Mais, comme la fantaisie, l’étrangeté même, si chères à l’époque de Louis XV, ne veulent point abdiquer complètement devant la lubie d’une manifestation antique, le décor chinois figure de pair avec le grec encore timidement essayé ; ces «magots» que Louis XIV ne toléra sur ses vieux jours que sous le pinceau de Watteau, secouent un moment leurs nattes et leurs grelots à la barbe des héros d’Homère.

D’ailleurs, sous Louis XV, l’art est comme les mœurs, léréglé, et l’antique, prôné un instant par la Pompalour, n’est qu’un accès de vertu emporté dans le tourbillon des folies.

Poursuivons donc. Diderot sonne maintenant le glas: «Les modernes n’ayant d’autres projets que d’imiter servilement les anciens, ont tout gâté, tout perdu» ; mais le branle est donné, on n’attend plus que l’occasion du génie pour brûler ce qu’on a adoré ; c’est dans l’ordre des choses et, dégringolant d’antique en antique, les styles se sont tués.

FIG. 26. — Palais de Bagatelle (musée).


Aussi bien le style Louis XVI, répétons-le, a su conserver son originalité malgré sa tendance rétrograde. Il marque la limite de l’interprétation distinguée, il demeure français, tandis qu’après, sous le premier Empire, le gréco-romain est seulement apprivoisé pour quelque temps à nos mœurs.

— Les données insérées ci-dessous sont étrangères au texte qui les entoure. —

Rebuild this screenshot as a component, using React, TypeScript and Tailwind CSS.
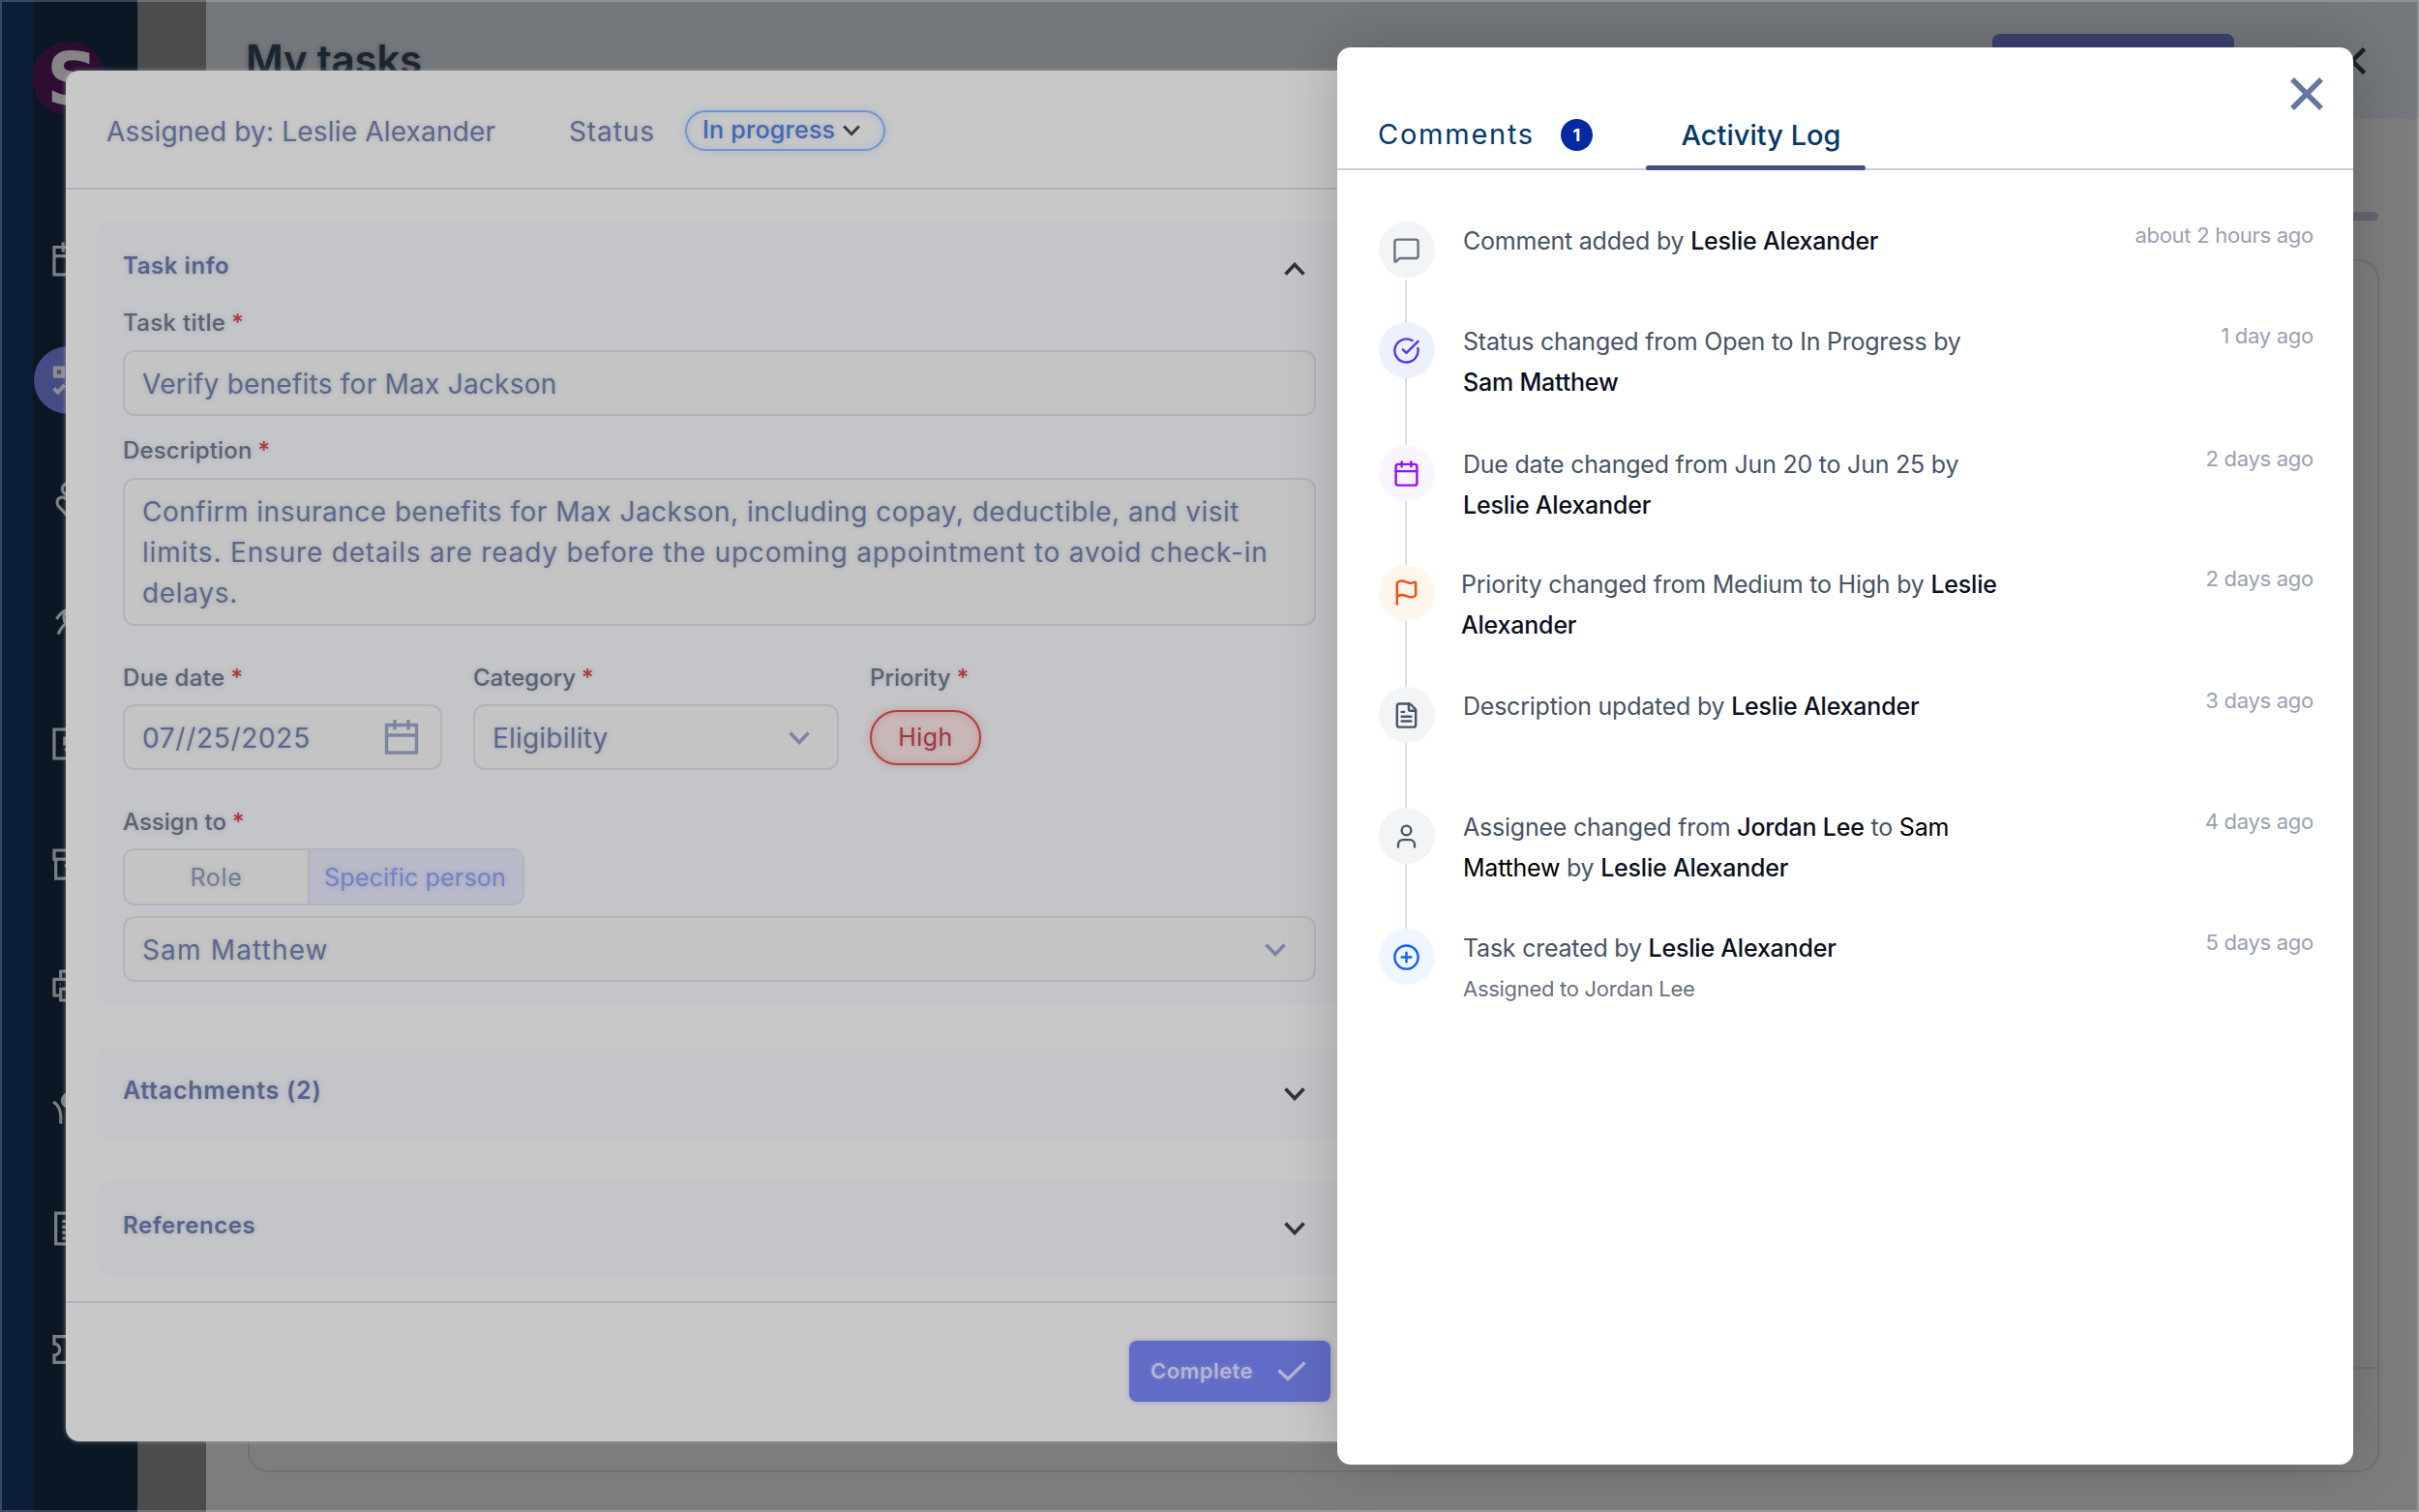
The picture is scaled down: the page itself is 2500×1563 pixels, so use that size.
import React from "react";
import {
  Calendar,
  CircleCheckBig,
  CirclePlus,
  FileText,
  Flag,
  MessageSquare,
  User,
} from "lucide-react";

/* ---------- sidebar icons ---------- */

const navIcons: React.ReactNode[] = [
  <g key="calendar">
    <path d="M3 4.5h18v17H3zM3 10h18M8.5 1.5v6M15.5 1.5v6" />
  </g>,
  <g key="tasks">
    <path d="M3.500 4.500h5v5h-5zM2.800 17l2.500 2.500L9.500 15M13.5 7H21M13.5 17.5H21" strokeWidth="2.4" />
  </g>,
  <g key="care">
    <circle cx="11.5" cy="4.5" r="3.5" />
    <path d="M12 22 6 15.5c-2-2.2-1.2-5.5 1.5-5.8 1.8-.2 3.5 1 4.5 2.8 1-1.800 2.700-3 4.500-2.800 2.700.3 3.500 3.600 1.500 5.800Z" />
  </g>,
  <g key="exam">
    <path d="M4.500 9.500C6 7 8 5 10.500 4M5.500 19c1-2.500 2-4.500 4-6M10.500 4c-2 3-2 6 0 9M14 8l4 4M12 12l6 6" />
  </g>,
  <g key="billing">
    <path d="M3 3h18v18H3z" />
    <path d="M14.500 8.500H9.500V12h5v3.500h-5M12 7v10" />
  </g>,
  <g key="archive">
    <path d="M3 3h18v5.500H3zM4 8.500h16V20.500H4zM9.500 12.500h5" />
  </g>,
  <g key="printer">
    <path d="M7 8V3h10v5M6 18H3V8h18v10h-3M7 14h10v7H7zM6.500 11h.5" />
  </g>,
  <g key="people">
    <path d="M2.500 8.500c4 2.500 5 6.500 4.500 13.500M21.500 8.500c-4 2.500-5 6.500-4.500 13.500" />
    <circle cx="12" cy="7.500" r="4" fill="currentColor" />
  </g>,
  <g key="notes">
    <path d="M4 2.500h16v19H4zM8 7.500h8M8 11h8M8 14.500h8M8 18h5" />
  </g>,
  <g key="ticket">
    <path d="M3 4h18v4.500a3.500 3.500 0 0 0 0 7V20H3v-4.500a3.500 3.500 0 0 0 0-7Z" />
  </g>,
];

function Backdrop() {
  return (
    <div className="flex h-full w-full">
      <div className="w-[34px] bg-[#0c1e39]" />
      <div className="flex w-[108px] flex-col bg-[#0b1724]">
        <div className="ml-[-1px] mt-[43px] flex h-[76px] w-[76px] items-center rounded-full bg-[#2d0e32] pl-[15px] pt-[2px] text-[74px] font-bold leading-none text-[#858585] [font-family:'DejaVu_Sans',sans-serif]">
          S
        </div>
        <div className="mt-[86px] flex w-[73px] flex-col text-[#7b8085]">
          {navIcons.map((icon, i) => (
            <div key={i} className="flex h-[125.300px] items-center justify-center">
              <div
                className={
                  i === 1
                    ? "flex h-[70px] w-[72px] shrink-0 items-center justify-center rounded-full bg-[#454b84] text-[#8d8d8f]"
                    : "flex h-[70px] w-[72px] shrink-0 items-center justify-center"
                }
              >
                <svg viewBox="0 0 24 24" className="h-[40px] w-[40px]" fill="none" stroke="currentColor" strokeWidth="1.900">
                  {icon}
                </svg>
              </div>
            </div>
          ))}
        </div>
      </div>
      <div className="w-[71px] bg-[#4c4c4e]" />
      <div className="flex flex-1 flex-col bg-[#7d7d7d]">
        <div className="flex h-[123px] items-start bg-[#74777b]">
          <div className="ml-[41px] mt-[37px] w-[1805px] text-[42px] font-semibold leading-[50px] tracking-[-0.200px] text-[#1b2531] [text-shadow:0_0_5px_#1b253166]">
            My tasks
          </div>
          <div className="mt-[35px] h-[60px] w-[250px] rounded-[8px] bg-[#3c4172]" />
          <svg viewBox="0 0 28 28" className="ml-[108px] mt-[49px] h-[28px] w-[28px]" stroke="#1f1f1f" strokeWidth="4.500">
            <path d="M1.500 1.500l25 25M26.500 1.500l-25 25" />
          </svg>
        </div>
        <div className="ml-[43px] mt-[96px] h-[9px] w-[2202px] rounded-full bg-[#636672]" />
        <div className="ml-[43px] mt-[40px] flex h-[1254px] w-[2203px] flex-col justify-end rounded-[22px] border-2 border-[#6f7078]">
          <div className="h-[107px] border-t-2 border-[#727272]" />
        </div>
      </div>
    </div>
  );
}

/* ---------- task form ---------- */

function Chevron({ up = false, className = "" }: { up?: boolean; className?: string }) {
  return (
    <svg viewBox="0 0 22 14" className={className} fill="none" stroke="currentColor" strokeWidth="3.600">
      <path d={up ? "M1.500 12.500 11 2.500l9.500 10" : "M1.500 1.500 11 11.500l9.500-10"} />
    </svg>
  );
}

function Label({ children, className = "" }: { children: string; className?: string }) {
  return (
    <div className={`text-[24px] font-medium leading-[29px] text-[#59636f] ${className}`}>
      {children}
      <span className="ml-[6px] text-[#b5373a]">*</span>
    </div>
  );
}

const field =
  "flex items-center rounded-[12px] border-2 border-[#b1b4b9] bg-[#c4c4c4] pl-[18px] pt-[2px] text-[28px] text-[#5c6889]";

const card = "rounded-[14px] bg-[#c4c5c9] pl-[28px]";
const heading = "text-[24px] font-semibold text-[#58638a]";

function TaskModal() {
  return (
    <div className="absolute left-[68px] top-[73px] flex h-[1417px] w-[2320px] flex-col rounded-[14px] bg-[#c8c8c8] shadow-[0_0_5px_#c8c8c888] [text-shadow:0_0_5px_#5b6a8f55]">
      <div className="flex h-[123px] items-center border-b-2 border-[#b0b3bb] pl-[42px] pt-[2px] text-[28px] text-[#5c6889]">
        <div className="w-[478px] pt-[2px] tracking-[0.180px]">Assigned by: Leslie Alexander</div>
        <div className="w-[120px] pt-[2px] tracking-[0.900px]">Status</div>
        <div className="flex h-[42px] w-[207px] items-center rounded-full border-2 border-[#7096cd] pl-[16px] text-[25px] font-medium text-[#3e68b8] shadow-[0_0_8px_#7096cd66,inset_0_0_8px_#7096cd55]">
          <span className="w-[145px] tracking-[0.250px]">In progress</span>
          <Chevron className="h-[12px] w-[18px] text-[#3a3a3a]" />
        </div>
      </div>
      <div className="flex flex-col pl-[31px] pt-[33px]">
        <div className={`${card} pb-[24px]`}>
          <div className={`${heading} flex h-[90px] w-[1222px] items-center justify-between`}>
            <span className="mt-[2px] tracking-[0.560px]">Task info</span>
            <Chevron up className="mt-[8px] h-[14px] w-[22px] text-[#333335]" />
          </div>
          <Label className="h-[43px] tracking-[0.340px]">Task title</Label>
          <div className={`${field} h-[68px] w-[1233px] tracking-[0.240px]`}>Verify benefits for Max Jackson</div>
          <Label className="h-[64px] pt-[21px] tracking-[0.160px]">Description</Label>
          <div className="h-[153px] w-[1233px] whitespace-nowrap rounded-[12px] border-2 border-[#b1b4b9] bg-[#c4c4c4] pl-[18px] pt-[12px] text-[28px] leading-[42px] text-[#5c6889]">
            <div className="tracking-[0.500px]">Confirm insurance benefits for Max Jackson, including copay, deductible, and visit</div>
            <div className="tracking-[0.820px]">limits. Ensure details are ready before the upcoming appointment to avoid check-in</div>
            <div className="tracking-[0.700px]">delays.</div>
          </div>
          <div className="flex">
            <div className="w-[362px]">
              <Label className="h-[81px] pt-[39px] tracking-[0.340px]">Due date</Label>
              <div className={`${field} h-[68px] w-[330px] justify-between pr-[22px] tracking-[0.700px]`}>
                07//25/2025
                <svg viewBox="0 0 36 36" className="mt-[-2px] h-[36px] w-[36px]" fill="none" stroke="#7c86a0" strokeWidth="3.400">
                  <path d="M2.500 5.500h31v28.500h-31zM2.500 16h31M11 0v10.500M25 0v10.500" />
                </svg>
              </div>
            </div>
            <div className="w-[410px]">
              <Label className="h-[81px] pt-[39px]">Category</Label>
              <div className={`${field} h-[68px] w-[378px] justify-between pr-[28px] tracking-[0.200px]`}>
                Eligibility
                <Chevron className="h-[14px] w-[22px] text-[#7c86a3]" />
              </div>
            </div>
            <div>
              <Label className="h-[87px] pt-[39px]">Priority</Label>
              <div className="flex h-[57px] w-[115px] items-center justify-center rounded-full border-2 border-[#b0403f] bg-[#c9b8b8] text-[25px] font-normal tracking-[0.500px] text-[#a93436] shadow-[0_0_8px_#b0403f55,inset_0_0_10px_#b0403f44]">
                High
              </div>
            </div>
          </div>
          <Label className="h-[81px] pt-[39px]">Assign to</Label>
          <div className="flex h-[59px] w-[415px] overflow-hidden rounded-[12px] border-2 border-[#b1b4b9] text-[25px]">
            <div className="flex w-[189px] items-center justify-center bg-[#c4c4c4] pt-[2px] tracking-[0.700px] text-[#747d90]">Role</div>
            <div className="flex flex-1 items-center justify-center border-l-2 border-[#b1b4b9] bg-[#b8bac9] pr-[2px] pt-[2px] tracking-[0.190px] text-[#7381cb]">
              Specific person
            </div>
          </div>
          <div className={`${field} mt-[11px] h-[68px] w-[1233px] justify-between pr-[29px] tracking-[1.150px]`}>
            Sam Matthew
            <Chevron className="h-[14px] w-[22px] text-[#7c86a3]" />
          </div>
        </div>
        <div className={`${card} ${heading} mt-[43px] h-[97px]`}>
          <div className="flex h-full w-[1222px] items-center justify-between">
            <span className="mb-[6px] text-[25px] tracking-[0.750px]">Attachments (2)</span>
            <Chevron className="h-[14px] w-[22px] text-[#333335]" />
          </div>
        </div>
        <div className={`${card} ${heading} mt-[42px] h-[97px]`}>
          <div className="flex h-full w-[1222px] items-center justify-between">
            <span className="mb-[6px] tracking-[0.560px]">References</span>
            <Chevron className="h-[14px] w-[22px] text-[#333335]" />
          </div>
        </div>
      </div>
      <div className="mt-[27px] border-t-2 border-[#b0b3bb] pl-[1099px] pt-[39px]">
        <div className="flex h-[63px] w-[208px] items-center rounded-[8px] bg-[#616cc6] pl-[22px] text-[22px] font-semibold tracking-[0.450px] text-[#b5b5d3] shadow-[0_0_5px_#616cc688] [text-shadow:0_0_5px_#b5b5d366]">
          <span className="w-[131px]">Complete</span>
          <svg viewBox="0 0 30 21" className="h-[21px] w-[30px]" fill="none" stroke="currentColor" strokeWidth="3.400">
            <path d="M1.500 9.500 11 18.500 28.500 1.500" />
          </svg>
        </div>
      </div>
    </div>
  );
}

/* ---------- activity panel ---------- */

type Entry = {
  icon: React.ReactNode;
  circle: string;
  height: string;
  time: string;
  lines: React.ReactNode[];
  note?: string;
  shift?: string;
};

const B = ({ children }: { children: string }) => (
  <span className="font-medium tracking-[-0.200px] text-[#0a1022]">{children}</span>
);

const ic = "h-[29px] w-[29px]";

const entries: Entry[] = [
  {
    icon: <MessageSquare className={ic} strokeWidth={2} />,
    circle: "bg-[#f3f4f6] text-[#6b7280]",
    height: "h-[104px]",
    time: "about 2 hours ago",
    lines: [<>Comment added by <B>Leslie Alexander</B></>],
  },
  {
    icon: <CircleCheckBig className={ic} strokeWidth={2} />,
    circle: "bg-[#edf1fe] text-[#4f39f6]",
    height: "h-[127px]",
    time: "1 day ago",
    lines: ["Status changed from Open to In Progress by", <B>Sam Matthew</B>],
  },
  {
    icon: <Calendar className={ic} strokeWidth={2} />,
    circle: "bg-[#faf5ff] text-[#9810fa]",
    height: "h-[123.500px]",
    time: "2 days ago",
    lines: ["Due date changed from Jun 20 to Jun 25 by", <B>Leslie Alexander</B>],
  },
  {
    icon: <Flag className={ic} strokeWidth={2} />,
    circle: "bg-[#fff6ec] text-[#fb4a0b]",
    height: "h-[126.500px]",
    time: "2 days ago",
    shift: "ml-[27px]",
    lines: [<>Priority changed from Medium to High by <B>Leslie</B></>, <B>Alexander</B>],
  },
  {
    icon: <FileText className={ic} strokeWidth={2} />,
    circle: "bg-[#f3f4f6] text-[#4a5565]",
    height: "h-[125px]",
    time: "3 days ago",
    lines: [<>Description updated by <B>Leslie Alexander</B></>],
  },
  {
    icon: <User className={ic} strokeWidth={2} />,
    circle: "bg-[#f3f4f6] text-[#4a5565]",
    height: "h-[125px]",
    time: "4 days ago",
    lines: [
      <>Assignee changed from <B>Jordan Lee</B> to <span className="text-black">Sam</span></>,
      <><span className="text-black">Matthew</span> by <B>Leslie Alexander</B></>,
    ],
  },
  {
    icon: <CirclePlus className={ic} strokeWidth={2} />,
    circle: "bg-[#eff6ff] text-[#155dfc]",
    height: "h-[125px]",
    time: "5 days ago",
    lines: [<>Task created by <B>Leslie Alexander</B></>],
    note: "Assigned to Jordan Lee",
  },
];

function ActivityPanel() {
  return (
    <div className="absolute left-[1382px] top-[49px] h-[1465px] w-[1050px] rounded-[14px] bg-white shadow-[0_0_60px_rgba(0,0,0,0.2)]">
      <div className="flex h-[127px] items-end border-b-2 border-[#c6cfde] pl-[42px] text-[29px] text-[#04396b]">
        <div className="flex h-[70px] items-center gap-[26px]">
          <span className="w-[163px] tracking-[1.750px]">Comments</span>
          <span className="flex h-[33px] w-[33px] items-center justify-center rounded-full bg-[#0529a5] text-[18px] font-bold text-white">1</span>
        </div>
        <div className="mb-[-2px] ml-[55px] flex h-[70px] w-[227px] flex-col">
          <div className="flex flex-1 items-center justify-center pl-[11px] pt-[3px] font-medium tracking-[0.020px]">Activity Log</div>
          <div className="h-[5px] rounded-full bg-[#43507f]" />
        </div>
        <svg viewBox="0 0 34 34" className="mb-[60px] ml-auto mr-[31px] h-[34px] w-[34px]" stroke="#6776a0" strokeWidth="5.500">
          <path d="M2 2l30 30M32 2L2 32" />
        </svg>
      </div>
      <div className="flex flex-col pl-[43px] pr-[41px] pt-[53px] text-[25px] tracking-[-0.230px] text-[#475467]">
        {entries.map((e, i) => (
          <div key={i} className={`flex ${e.height}`}>
            <div className="flex w-[58px] shrink-0 flex-col items-center">
              <div className={`flex h-[58px] w-[58px] shrink-0 items-center justify-center rounded-full pr-px ${e.circle}`}>{e.icon}</div>
              {i < entries.length - 1 && <div className={`mr-[2px] w-[2px] flex-1 bg-[#d5ddf0] ${i === 0 ? "mt-[2px]" : ""}`} />}
            </div>
            <div className={`mt-[-1px] flex-1 whitespace-nowrap leading-[42px] ${e.shift ?? "ml-[29px]"}`}>
              {e.lines.map((l, j) => (
                <div key={j}>{l}</div>
              ))}
              {e.note && <div className="text-[22px] tracking-[-0.290px] text-[#6a7282]">{e.note}</div>}
            </div>
            <div className="mt-[-1px] text-[22px] leading-[30px] tracking-[-0.280px] text-[#99a1b3]">{e.time}</div>
          </div>
        ))}
      </div>
    </div>
  );
}

export default function App() {
  return (
    <div className="relative h-[1563px] w-[2500px] overflow-hidden [font-family:Inter,sans-serif]">
      <Backdrop />
      <TaskModal />
      <ActivityPanel />
      <div className="pointer-events-none absolute inset-0 border-2 border-white/20" />
    </div>
  );
}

L’histoire de la peinture, inséparable de l’antique (nous prenons particulièrement cet art comme exemple à cause de la couleur plus favorable) qui représente l’idéal classique, nous fournit la preuve d’une nature contrainte, en dehors de la vérité. Pour Nicolas Poussin, au XVIIe siècle, la beauté est exclusivement antique, les fenêtres de son atelier donnent sempiternellement sur la Grèce ou sur l’Italie. Voici un génie paralysé. David partagera cette obsession, mais néanmoins avec quelques échappées superbes vers la vie (Portrait de Mme Récamier, le Sacre, entre autres). Le maître se permettra enfin deux faces d’expression, l’une doctrinaire pour complaire au «grand art» selon la formule consacrée, l’autre affranchie, et cette dernière, seule, n’a pas vieilli.

Prud’hon, lui, bien qu’il ait subi un instant le joug du peintre de Napoléon, de même que Le Sueur (au XVIIe siècle) étudia seul, ne suivit aucune trace et arriva au génie sans presque le savoir. Il ne fut ni grec ni romain, il fut simplement de son temps, et toute sa gloire éternellement jeune vient certainement de là.

Mais, d’autre part, si l’on s’écarte trop du style des précurseurs, de leur probité surtout, on risque de vagabonder, et l’impressionnisme cher à nos jours ne puise son originalité que dans une regrettable indépendance qui étonnera le badaud sans convaincre le véritable connaisseur.

FIG. 27. — Ancienne Barrière de la porte Denfert, par Ledoux.


Aussi bien, sous Louis XVI, l’art ne fut pas seulement tempéré en ses audaces vers l’invraisemblance par les. philosophes, les archéologues s’en mêlèrent.

Le comte de Caylus entreprit la publication de recueils de peintures antiques «pour donner aux artistes quelques idées des belles formes et leur faire sentir la nécessité d’une précision dont le prétendu goût d’aujourd’hui et le faux brillant de la touche ne les écartent que trop souvent», et François Boucher reçut ainsi le coup de pied de l’âne du médiocre Vien, placé à la tête de la nouvelle école. Vien, le maître de L. David qui, à ses derniers jours, devait confesser avec plus d’amertume que de malice: «J’ai ouvert la porte; David l’a poussée» en faisant ainsi allusion au véritable réformateur de la fantaisie précédente.

Nous n’oublierons pas aussi, parmi les chefs du mouvement réactif: Watelet, l’auteur de l’Art de peindre (1760) et des Réflexions sur la peinture, Watelet, qui contribua, d’autre part, avec son Essai sur les jardins (1774), ainsi que Delille (Jardins), à répandre en France le goût des jardins paysagers dont nous parlerons plus loin.

D’autre part, c’est le peintre Dandre-Bardon exaltant le costume antique, avec plus de foi que d’exactitude, c’est le graveur Charles-Nicolas Cochin publiant ses Observations sur les antiquités d’Herculanum, c’est Winckelmann et Lessing, à l’étranger enfin, le premier avec son Histoire de l’Art, traduite en notre langue en 1766, le second avec le Laocoon, qui poursuivent âprement la réforme, à la suite, il faut le dire, des œuvres d’architecture.

FIG. 28. — Grand escalier du Théâtre de Bordeaux, par Victor Louis.


Aussi bien, pour conclure, nous admirerons sous Louis XVI, un mensonge délicieux d’après la nature,

— cette nature que l’on feignit de découvrir alors, à la remorque de Roucher, l’auteur des Mois, de Saint-Lambert, qui écrivit les Saisons, de Delille, rénovateur des Géorgiques de Virgile, — et la morale de ce temps, en somme, n’est qu’un masque séduisant à peine antique.